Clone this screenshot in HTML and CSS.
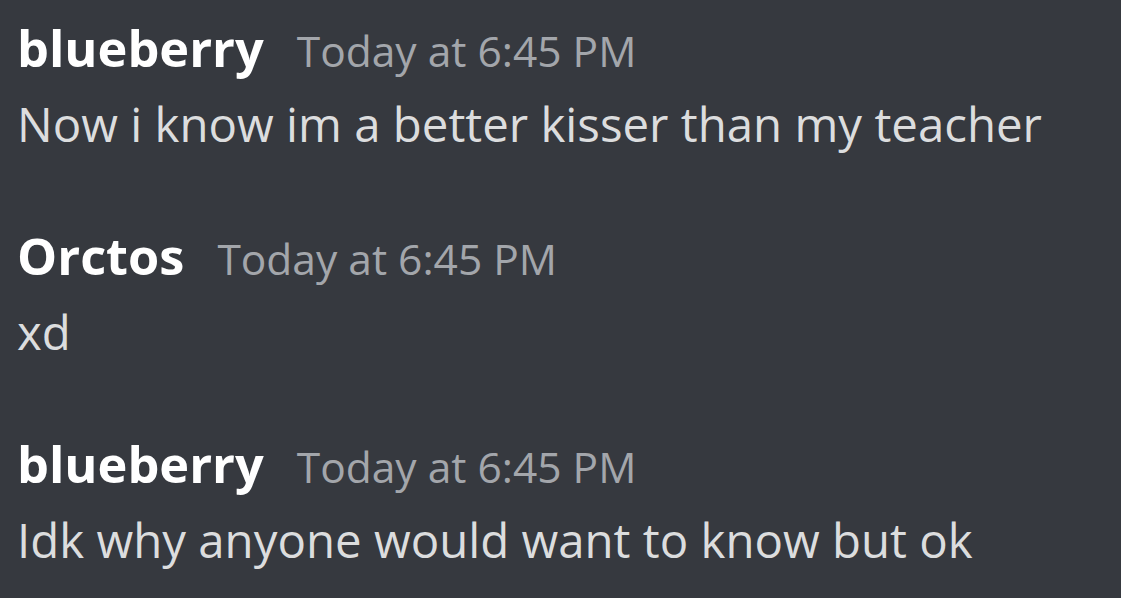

----------

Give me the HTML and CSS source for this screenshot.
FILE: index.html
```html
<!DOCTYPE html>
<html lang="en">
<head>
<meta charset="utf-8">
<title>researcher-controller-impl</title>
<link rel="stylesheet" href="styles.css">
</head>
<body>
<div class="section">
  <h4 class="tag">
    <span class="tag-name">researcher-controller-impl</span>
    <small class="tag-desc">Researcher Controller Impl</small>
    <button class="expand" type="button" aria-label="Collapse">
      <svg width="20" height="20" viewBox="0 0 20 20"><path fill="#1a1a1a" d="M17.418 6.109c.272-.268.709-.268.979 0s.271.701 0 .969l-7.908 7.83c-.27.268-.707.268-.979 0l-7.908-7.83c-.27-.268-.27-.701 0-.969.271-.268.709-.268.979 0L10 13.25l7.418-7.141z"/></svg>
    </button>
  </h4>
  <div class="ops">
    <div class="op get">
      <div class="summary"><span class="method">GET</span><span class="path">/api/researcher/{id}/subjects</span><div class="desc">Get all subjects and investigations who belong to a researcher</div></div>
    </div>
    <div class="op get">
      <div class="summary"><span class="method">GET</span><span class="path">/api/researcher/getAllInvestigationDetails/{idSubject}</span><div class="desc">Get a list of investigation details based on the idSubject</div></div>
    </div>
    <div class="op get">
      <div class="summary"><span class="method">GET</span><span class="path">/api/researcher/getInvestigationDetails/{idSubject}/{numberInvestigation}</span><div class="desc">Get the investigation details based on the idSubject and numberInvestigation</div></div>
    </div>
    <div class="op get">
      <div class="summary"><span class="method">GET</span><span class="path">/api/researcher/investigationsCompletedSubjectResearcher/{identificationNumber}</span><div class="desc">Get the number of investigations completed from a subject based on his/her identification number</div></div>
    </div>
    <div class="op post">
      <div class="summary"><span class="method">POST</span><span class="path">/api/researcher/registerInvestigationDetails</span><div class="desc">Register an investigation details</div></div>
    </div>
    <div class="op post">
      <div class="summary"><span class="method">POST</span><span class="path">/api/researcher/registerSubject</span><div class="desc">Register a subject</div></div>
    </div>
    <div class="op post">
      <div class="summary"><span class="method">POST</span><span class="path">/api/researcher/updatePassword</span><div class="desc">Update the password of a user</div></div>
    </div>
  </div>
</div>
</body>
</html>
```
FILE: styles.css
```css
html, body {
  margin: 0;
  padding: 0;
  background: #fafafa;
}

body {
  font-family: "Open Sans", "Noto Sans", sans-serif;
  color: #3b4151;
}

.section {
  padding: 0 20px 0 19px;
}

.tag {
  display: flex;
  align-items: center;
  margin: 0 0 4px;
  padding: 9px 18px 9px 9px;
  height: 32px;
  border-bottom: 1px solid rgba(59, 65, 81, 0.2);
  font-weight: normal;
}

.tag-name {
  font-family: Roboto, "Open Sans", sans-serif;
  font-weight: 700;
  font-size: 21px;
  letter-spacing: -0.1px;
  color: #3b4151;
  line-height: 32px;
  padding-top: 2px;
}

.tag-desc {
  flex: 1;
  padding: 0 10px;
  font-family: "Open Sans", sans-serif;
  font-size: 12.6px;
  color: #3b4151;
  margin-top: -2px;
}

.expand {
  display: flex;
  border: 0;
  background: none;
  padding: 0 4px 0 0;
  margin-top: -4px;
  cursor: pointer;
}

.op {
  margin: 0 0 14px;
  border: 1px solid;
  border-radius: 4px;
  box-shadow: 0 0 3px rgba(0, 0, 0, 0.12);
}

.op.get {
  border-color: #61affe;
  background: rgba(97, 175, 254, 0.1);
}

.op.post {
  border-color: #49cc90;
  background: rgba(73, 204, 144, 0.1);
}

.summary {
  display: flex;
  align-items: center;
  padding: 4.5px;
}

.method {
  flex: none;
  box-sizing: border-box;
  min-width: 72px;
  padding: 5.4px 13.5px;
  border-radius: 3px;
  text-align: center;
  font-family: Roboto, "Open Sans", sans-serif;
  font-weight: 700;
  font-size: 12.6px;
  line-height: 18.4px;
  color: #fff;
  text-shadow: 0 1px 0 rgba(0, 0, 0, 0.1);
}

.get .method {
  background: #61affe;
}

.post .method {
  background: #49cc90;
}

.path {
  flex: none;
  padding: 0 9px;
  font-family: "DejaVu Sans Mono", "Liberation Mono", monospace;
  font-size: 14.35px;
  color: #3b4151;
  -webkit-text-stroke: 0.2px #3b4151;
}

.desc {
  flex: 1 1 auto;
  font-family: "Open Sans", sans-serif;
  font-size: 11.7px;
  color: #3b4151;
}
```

----------

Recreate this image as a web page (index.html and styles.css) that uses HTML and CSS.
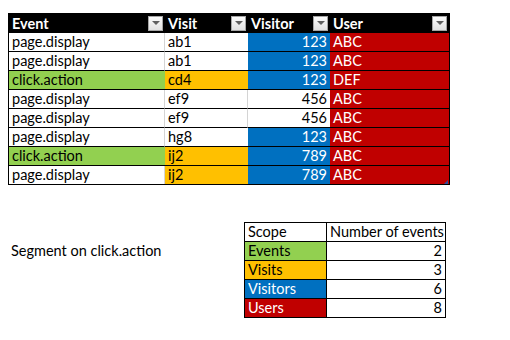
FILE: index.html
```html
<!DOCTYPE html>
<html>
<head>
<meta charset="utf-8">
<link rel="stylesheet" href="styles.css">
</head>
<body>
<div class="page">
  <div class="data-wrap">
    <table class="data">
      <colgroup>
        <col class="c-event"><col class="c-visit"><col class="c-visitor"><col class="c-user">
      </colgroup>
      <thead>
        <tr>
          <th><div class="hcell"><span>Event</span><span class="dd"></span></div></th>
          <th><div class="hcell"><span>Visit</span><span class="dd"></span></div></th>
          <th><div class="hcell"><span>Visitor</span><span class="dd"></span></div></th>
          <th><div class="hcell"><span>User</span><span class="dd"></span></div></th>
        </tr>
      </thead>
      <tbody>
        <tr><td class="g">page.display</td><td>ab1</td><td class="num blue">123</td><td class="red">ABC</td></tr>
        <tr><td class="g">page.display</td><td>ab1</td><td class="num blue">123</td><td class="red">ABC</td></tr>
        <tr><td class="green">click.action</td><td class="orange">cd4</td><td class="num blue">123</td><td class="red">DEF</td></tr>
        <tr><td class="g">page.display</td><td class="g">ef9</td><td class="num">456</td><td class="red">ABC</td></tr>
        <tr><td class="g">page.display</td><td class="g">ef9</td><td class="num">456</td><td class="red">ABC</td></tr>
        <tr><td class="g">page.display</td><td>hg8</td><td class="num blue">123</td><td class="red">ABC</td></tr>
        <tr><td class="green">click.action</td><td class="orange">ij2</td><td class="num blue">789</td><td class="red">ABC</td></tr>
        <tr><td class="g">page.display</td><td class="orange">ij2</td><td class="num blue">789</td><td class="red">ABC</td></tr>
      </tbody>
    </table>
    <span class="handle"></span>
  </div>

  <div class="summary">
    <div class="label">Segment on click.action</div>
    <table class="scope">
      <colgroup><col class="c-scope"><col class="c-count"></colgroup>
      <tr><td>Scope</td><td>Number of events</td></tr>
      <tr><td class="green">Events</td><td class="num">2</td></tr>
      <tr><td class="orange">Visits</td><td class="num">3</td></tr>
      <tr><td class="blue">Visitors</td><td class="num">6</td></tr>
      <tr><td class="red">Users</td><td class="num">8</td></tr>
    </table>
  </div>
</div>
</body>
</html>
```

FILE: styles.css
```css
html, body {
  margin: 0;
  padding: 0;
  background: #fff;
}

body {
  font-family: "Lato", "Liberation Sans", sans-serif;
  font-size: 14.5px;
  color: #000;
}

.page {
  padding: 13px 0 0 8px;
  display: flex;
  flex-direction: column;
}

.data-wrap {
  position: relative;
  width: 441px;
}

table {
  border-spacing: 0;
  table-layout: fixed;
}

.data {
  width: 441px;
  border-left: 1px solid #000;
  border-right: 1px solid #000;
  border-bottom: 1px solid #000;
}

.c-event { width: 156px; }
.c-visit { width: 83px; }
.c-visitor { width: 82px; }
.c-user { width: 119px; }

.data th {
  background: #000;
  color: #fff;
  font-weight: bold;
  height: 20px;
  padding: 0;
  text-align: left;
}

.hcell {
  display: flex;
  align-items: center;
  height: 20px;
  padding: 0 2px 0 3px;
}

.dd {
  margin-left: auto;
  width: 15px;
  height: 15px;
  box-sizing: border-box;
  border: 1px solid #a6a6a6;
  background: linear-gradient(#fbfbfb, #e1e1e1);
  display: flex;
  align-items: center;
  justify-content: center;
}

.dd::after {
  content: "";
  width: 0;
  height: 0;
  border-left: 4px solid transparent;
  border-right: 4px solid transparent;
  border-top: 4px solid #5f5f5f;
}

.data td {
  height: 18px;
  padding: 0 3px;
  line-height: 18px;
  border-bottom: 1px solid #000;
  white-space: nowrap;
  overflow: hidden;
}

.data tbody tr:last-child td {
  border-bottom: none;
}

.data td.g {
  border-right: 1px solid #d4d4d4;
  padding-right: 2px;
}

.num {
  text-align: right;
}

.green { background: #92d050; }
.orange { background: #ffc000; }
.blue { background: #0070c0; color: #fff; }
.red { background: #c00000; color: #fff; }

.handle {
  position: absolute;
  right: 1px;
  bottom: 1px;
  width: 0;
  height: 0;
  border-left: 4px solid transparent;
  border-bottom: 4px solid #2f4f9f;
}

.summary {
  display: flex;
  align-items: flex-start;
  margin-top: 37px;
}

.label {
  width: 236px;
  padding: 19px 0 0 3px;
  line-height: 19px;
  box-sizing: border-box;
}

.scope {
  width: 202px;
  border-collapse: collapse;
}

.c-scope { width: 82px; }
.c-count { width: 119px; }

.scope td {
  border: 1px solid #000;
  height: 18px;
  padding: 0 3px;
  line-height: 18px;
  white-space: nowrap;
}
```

----------

Which lines of the data above contain "this"? Copy each one.

Clone this screenshot in HTML and CSS.
Give me the HTML and CSS source for this screenshot.
Recreate this image as a web page (index.html and styles.css) that uses HTML and CSS.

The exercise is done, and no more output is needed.